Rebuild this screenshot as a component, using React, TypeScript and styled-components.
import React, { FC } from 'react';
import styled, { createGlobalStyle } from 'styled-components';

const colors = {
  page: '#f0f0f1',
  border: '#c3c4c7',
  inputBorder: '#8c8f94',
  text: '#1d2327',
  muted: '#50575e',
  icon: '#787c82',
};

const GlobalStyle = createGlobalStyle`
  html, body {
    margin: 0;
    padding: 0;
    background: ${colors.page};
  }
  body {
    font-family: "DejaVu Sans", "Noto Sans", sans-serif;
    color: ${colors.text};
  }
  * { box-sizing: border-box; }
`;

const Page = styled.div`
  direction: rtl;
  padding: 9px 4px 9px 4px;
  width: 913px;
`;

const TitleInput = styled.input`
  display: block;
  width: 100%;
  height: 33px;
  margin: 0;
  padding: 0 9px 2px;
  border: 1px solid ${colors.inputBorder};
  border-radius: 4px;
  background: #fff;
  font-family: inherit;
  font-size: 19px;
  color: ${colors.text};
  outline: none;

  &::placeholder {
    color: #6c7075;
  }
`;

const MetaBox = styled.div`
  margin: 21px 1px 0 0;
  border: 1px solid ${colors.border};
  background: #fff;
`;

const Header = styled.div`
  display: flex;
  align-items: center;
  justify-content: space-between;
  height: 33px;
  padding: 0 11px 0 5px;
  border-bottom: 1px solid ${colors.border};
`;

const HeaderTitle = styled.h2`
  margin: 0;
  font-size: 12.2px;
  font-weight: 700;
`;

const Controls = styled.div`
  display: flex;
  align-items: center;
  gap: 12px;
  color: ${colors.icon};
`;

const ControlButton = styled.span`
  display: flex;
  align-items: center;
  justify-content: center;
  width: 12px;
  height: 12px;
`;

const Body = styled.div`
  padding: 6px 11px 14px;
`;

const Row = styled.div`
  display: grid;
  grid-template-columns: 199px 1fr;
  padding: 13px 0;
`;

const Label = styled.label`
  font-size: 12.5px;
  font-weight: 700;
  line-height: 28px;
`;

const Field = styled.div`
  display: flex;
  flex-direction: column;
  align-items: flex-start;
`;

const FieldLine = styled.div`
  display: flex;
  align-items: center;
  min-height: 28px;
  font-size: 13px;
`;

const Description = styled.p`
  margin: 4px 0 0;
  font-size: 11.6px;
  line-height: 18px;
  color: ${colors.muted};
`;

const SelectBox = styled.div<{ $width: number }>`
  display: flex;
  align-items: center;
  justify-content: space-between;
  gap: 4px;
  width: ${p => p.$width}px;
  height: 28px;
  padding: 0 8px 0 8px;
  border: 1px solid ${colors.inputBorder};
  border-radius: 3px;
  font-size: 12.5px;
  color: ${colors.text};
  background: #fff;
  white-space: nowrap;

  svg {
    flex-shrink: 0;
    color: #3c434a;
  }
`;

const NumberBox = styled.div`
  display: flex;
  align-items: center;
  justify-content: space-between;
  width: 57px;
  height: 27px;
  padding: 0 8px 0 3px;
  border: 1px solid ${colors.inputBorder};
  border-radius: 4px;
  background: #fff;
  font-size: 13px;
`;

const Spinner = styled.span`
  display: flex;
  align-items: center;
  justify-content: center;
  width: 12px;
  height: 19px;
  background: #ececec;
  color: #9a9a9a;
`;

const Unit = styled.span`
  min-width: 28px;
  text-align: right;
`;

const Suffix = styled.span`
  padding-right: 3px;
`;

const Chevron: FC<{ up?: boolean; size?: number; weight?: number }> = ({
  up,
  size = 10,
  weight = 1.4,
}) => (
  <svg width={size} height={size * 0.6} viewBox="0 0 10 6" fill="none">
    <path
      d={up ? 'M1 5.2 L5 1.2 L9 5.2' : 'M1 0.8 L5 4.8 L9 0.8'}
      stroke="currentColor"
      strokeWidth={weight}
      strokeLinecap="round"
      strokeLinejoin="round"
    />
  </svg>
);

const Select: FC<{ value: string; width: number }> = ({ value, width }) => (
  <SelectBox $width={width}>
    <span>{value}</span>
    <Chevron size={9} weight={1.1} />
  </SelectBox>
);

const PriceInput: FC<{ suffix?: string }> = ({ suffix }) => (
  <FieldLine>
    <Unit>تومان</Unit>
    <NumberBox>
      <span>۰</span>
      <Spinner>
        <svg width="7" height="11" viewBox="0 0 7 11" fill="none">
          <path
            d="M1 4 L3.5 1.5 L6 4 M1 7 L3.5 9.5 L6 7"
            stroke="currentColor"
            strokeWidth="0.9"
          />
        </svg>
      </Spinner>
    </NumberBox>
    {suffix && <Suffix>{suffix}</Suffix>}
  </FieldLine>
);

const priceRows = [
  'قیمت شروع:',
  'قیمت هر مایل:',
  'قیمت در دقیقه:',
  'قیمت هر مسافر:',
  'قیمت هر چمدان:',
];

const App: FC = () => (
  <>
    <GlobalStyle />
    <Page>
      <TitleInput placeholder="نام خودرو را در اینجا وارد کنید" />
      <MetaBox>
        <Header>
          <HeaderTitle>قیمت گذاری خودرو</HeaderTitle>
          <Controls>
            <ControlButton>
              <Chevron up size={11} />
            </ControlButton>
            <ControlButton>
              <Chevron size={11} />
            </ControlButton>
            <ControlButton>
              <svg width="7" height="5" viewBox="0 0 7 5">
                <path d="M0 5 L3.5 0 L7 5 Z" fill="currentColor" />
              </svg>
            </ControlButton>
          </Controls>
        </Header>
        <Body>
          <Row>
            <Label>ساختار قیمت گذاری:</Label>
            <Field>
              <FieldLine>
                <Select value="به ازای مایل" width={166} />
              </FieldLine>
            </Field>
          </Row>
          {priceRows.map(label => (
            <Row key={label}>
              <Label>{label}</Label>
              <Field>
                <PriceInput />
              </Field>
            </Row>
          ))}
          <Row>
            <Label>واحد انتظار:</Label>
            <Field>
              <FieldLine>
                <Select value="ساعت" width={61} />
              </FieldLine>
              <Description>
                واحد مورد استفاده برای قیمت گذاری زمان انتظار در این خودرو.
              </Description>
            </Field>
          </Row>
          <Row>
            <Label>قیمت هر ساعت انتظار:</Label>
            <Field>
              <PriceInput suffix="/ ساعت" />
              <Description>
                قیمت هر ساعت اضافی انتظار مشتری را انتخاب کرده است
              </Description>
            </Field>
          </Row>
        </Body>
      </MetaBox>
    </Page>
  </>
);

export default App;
__________
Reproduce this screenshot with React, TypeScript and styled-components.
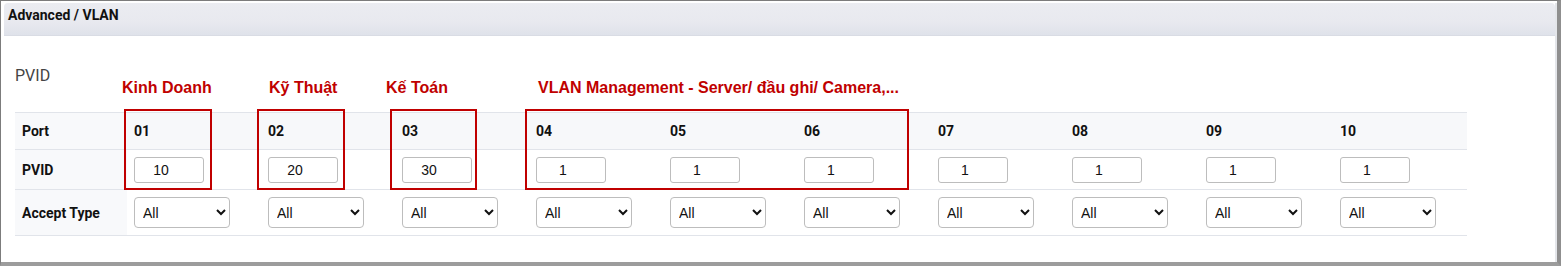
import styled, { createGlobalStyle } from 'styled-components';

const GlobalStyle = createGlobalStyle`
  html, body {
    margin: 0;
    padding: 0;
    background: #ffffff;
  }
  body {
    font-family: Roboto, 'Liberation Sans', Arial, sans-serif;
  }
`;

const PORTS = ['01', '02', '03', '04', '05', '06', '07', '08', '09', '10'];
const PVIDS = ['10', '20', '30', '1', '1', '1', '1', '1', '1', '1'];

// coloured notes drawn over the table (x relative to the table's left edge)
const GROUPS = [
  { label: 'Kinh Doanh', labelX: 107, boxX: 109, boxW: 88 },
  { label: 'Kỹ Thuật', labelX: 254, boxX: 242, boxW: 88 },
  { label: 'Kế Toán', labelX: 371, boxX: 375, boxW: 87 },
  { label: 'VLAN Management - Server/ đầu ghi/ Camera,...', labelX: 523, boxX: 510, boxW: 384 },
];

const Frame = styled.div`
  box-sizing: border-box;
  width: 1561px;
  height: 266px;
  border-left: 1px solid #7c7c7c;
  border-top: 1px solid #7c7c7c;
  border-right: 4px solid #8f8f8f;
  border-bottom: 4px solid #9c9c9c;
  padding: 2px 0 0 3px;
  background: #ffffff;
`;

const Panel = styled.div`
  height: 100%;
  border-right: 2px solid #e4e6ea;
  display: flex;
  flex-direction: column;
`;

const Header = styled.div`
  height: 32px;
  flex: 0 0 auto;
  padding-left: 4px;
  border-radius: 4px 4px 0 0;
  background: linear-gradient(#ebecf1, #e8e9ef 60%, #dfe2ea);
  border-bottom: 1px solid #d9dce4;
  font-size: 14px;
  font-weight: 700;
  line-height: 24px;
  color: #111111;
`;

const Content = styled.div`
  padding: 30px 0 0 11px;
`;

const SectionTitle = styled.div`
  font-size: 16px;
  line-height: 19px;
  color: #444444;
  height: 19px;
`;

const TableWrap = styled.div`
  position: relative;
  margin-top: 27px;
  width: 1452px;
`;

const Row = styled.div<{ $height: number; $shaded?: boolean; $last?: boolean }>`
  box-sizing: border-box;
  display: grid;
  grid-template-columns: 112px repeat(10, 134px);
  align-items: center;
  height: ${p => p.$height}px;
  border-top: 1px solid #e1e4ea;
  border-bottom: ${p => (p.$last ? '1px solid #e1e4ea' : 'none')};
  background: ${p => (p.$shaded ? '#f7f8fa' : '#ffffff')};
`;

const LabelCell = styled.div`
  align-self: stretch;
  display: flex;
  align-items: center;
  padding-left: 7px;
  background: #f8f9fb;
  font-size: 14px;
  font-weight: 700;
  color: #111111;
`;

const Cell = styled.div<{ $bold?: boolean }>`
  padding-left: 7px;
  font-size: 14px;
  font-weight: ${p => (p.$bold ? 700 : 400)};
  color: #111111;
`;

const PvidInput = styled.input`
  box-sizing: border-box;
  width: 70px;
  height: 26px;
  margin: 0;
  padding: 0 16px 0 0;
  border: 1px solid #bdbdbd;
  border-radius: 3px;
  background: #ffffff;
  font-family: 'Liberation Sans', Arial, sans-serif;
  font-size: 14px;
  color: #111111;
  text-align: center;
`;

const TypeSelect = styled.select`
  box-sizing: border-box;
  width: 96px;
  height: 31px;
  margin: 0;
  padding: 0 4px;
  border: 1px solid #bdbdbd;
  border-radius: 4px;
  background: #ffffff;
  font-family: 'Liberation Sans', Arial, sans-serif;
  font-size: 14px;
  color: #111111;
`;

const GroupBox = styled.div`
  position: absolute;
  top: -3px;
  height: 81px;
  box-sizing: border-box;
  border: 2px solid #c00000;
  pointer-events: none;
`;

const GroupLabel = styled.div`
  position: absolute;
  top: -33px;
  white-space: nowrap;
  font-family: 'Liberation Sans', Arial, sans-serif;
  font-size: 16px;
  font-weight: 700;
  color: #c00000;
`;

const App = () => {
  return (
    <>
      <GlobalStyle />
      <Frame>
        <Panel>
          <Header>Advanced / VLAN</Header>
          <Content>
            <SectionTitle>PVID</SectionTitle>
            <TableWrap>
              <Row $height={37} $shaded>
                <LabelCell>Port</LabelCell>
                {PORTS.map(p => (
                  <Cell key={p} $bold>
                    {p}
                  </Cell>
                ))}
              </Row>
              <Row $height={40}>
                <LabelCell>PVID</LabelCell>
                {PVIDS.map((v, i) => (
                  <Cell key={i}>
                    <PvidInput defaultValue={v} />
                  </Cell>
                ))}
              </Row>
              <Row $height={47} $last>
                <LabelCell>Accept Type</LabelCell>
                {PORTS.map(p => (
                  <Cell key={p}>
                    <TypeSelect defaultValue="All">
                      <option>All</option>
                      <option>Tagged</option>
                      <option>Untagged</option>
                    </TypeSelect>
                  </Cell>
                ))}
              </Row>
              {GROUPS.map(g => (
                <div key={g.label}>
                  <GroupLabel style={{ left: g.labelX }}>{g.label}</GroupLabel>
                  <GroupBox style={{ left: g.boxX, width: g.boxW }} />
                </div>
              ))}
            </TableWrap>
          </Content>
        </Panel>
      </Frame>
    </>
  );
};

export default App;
__________
__Problem__
Copy every line above in which the string "this" shows up.

__Exercise solution__
Rebuild this screenshot as a component, using React, TypeScript and styled-components.
Reproduce this screenshot with React, TypeScript and styled-components.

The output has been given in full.